PROBLEM DESCRIPTION: Return each line holding the string "Output".
/---
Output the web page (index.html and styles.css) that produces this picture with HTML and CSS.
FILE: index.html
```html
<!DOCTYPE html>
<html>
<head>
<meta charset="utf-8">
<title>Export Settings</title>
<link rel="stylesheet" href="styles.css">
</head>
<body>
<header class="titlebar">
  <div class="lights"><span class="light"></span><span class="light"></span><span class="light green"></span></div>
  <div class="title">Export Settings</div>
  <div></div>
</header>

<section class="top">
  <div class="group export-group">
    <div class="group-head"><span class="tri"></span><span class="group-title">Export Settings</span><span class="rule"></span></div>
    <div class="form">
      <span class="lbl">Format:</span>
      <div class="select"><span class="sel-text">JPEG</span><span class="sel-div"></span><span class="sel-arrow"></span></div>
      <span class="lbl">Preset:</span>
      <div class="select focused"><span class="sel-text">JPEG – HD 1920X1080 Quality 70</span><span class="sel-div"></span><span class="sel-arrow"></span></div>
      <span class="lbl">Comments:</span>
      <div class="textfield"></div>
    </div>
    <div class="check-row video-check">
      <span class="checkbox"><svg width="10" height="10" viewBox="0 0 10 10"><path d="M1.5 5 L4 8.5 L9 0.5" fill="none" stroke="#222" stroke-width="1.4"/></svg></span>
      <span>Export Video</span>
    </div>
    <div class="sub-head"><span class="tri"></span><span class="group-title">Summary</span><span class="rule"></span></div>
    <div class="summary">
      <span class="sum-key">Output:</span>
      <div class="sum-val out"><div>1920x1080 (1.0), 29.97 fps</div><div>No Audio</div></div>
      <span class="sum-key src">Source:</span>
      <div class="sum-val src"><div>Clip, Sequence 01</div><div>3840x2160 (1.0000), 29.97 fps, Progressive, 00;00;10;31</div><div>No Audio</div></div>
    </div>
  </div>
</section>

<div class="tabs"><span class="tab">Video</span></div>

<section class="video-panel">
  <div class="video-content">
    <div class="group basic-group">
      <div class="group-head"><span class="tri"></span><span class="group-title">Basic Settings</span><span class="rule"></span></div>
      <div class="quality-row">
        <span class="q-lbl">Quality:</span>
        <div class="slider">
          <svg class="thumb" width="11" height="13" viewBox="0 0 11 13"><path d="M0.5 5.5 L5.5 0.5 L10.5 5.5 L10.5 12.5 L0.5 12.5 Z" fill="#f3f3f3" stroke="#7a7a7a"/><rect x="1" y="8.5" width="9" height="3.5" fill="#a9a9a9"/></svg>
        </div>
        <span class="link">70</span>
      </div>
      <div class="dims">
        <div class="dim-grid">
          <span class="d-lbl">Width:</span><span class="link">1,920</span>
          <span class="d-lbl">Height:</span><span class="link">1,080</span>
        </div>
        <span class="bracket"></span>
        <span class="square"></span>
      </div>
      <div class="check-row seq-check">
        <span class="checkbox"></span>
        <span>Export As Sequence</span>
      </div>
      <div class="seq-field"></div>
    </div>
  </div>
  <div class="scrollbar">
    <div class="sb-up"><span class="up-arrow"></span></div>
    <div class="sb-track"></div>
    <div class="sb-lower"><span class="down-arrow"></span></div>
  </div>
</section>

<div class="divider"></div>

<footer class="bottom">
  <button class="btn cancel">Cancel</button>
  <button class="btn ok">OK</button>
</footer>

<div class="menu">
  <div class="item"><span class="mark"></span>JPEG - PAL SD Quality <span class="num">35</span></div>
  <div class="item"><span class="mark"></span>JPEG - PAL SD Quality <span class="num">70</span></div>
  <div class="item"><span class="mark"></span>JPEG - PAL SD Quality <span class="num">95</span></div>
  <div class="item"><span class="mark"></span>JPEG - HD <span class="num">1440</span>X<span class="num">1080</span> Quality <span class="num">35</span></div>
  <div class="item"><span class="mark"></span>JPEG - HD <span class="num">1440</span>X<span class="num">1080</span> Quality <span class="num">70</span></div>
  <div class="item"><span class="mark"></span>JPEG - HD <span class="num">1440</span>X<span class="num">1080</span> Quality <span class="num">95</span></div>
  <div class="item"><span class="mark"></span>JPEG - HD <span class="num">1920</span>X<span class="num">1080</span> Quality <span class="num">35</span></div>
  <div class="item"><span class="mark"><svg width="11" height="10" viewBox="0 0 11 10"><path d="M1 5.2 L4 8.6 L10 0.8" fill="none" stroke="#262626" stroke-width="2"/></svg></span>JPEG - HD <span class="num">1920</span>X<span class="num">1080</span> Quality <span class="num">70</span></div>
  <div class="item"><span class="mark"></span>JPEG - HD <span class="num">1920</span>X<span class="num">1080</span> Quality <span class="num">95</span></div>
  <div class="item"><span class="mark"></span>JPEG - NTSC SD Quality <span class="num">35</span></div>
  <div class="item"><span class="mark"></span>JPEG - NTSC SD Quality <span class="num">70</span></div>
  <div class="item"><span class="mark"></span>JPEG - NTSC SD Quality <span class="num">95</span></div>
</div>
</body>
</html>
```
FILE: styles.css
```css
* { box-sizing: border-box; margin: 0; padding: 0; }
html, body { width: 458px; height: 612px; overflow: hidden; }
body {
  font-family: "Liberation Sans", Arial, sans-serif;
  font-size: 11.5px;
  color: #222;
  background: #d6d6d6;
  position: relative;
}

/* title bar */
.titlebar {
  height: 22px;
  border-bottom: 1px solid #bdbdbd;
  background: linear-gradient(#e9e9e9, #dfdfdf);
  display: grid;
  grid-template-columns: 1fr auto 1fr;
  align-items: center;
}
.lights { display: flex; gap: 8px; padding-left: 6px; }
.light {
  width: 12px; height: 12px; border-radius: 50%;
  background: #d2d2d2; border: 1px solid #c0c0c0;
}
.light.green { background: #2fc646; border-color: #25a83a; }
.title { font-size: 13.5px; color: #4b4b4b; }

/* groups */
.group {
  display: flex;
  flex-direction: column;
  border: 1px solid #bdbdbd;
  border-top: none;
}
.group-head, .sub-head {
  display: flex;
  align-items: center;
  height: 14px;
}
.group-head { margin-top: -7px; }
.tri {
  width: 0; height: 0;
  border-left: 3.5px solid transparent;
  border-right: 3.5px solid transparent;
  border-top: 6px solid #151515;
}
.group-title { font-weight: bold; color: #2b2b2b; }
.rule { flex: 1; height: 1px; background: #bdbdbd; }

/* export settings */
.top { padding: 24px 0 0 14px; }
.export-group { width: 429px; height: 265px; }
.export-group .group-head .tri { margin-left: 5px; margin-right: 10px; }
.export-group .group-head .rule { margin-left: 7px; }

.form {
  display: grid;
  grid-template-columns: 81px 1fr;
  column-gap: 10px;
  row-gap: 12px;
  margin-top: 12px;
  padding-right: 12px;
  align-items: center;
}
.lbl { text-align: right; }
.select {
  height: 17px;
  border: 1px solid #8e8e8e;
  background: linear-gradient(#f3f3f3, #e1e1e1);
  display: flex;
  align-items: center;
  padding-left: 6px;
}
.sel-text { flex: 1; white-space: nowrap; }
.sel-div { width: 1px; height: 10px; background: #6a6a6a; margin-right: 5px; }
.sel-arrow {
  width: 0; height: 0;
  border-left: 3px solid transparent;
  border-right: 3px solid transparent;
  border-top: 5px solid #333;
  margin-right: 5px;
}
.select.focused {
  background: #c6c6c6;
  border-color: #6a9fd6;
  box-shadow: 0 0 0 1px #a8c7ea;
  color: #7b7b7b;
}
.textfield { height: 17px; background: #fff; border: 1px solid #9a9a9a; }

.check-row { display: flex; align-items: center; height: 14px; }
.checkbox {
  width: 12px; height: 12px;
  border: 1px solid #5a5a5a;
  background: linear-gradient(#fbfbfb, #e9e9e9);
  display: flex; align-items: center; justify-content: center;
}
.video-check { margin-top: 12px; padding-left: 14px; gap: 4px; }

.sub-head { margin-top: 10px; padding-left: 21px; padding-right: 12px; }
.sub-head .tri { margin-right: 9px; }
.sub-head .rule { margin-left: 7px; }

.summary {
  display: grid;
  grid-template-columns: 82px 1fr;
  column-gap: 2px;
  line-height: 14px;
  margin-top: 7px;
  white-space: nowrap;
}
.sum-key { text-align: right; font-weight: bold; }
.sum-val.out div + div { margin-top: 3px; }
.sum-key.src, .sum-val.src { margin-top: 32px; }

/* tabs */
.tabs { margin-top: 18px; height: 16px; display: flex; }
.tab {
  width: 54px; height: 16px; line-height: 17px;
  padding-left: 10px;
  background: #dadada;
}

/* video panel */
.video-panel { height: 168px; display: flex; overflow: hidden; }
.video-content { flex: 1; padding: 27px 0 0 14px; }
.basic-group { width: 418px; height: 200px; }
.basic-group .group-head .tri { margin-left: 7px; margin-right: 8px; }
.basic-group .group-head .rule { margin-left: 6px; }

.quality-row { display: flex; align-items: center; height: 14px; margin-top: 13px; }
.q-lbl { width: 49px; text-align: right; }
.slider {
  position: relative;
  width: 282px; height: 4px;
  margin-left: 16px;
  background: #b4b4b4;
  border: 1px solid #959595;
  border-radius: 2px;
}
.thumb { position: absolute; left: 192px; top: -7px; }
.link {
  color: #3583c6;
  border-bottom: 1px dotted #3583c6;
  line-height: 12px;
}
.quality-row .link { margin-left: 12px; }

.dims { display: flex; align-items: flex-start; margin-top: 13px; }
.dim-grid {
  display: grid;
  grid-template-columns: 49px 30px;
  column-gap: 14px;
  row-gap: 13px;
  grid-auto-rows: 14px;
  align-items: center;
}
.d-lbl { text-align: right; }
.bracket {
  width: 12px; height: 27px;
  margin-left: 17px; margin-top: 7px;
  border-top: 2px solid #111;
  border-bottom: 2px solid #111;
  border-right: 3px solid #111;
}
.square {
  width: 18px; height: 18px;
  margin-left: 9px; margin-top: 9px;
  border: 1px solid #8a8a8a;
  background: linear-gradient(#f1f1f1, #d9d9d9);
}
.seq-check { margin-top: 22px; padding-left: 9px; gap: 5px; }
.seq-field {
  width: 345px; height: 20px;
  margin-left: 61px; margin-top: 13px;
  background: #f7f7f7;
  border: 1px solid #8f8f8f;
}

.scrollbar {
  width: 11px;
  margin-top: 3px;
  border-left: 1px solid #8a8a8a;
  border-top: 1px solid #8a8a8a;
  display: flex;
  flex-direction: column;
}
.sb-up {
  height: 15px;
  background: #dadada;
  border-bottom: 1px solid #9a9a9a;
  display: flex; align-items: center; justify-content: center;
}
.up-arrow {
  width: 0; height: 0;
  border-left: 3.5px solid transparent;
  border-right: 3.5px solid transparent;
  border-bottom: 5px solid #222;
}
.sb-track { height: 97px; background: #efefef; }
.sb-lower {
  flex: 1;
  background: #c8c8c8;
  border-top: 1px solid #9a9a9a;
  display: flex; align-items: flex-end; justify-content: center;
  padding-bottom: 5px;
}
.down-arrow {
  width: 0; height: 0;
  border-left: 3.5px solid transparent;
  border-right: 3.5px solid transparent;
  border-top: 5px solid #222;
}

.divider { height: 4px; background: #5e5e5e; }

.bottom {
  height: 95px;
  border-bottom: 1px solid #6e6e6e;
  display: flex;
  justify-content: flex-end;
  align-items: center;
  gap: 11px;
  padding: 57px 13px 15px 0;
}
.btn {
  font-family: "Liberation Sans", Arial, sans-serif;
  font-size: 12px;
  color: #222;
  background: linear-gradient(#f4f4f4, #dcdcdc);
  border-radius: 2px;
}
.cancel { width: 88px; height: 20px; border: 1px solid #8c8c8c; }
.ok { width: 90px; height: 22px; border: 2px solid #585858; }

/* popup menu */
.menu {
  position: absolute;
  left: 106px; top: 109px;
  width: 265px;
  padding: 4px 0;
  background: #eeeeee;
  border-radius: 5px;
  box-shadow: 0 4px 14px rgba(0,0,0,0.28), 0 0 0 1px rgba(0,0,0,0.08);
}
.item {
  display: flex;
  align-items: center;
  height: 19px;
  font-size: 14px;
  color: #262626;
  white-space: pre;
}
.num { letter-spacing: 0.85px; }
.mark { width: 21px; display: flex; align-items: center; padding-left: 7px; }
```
\---
FINISHED ANSWER:
Output the web page (index.html and styles.css) that produces this picture with HTML and CSS.
      <span class="sum-key">Output:</span>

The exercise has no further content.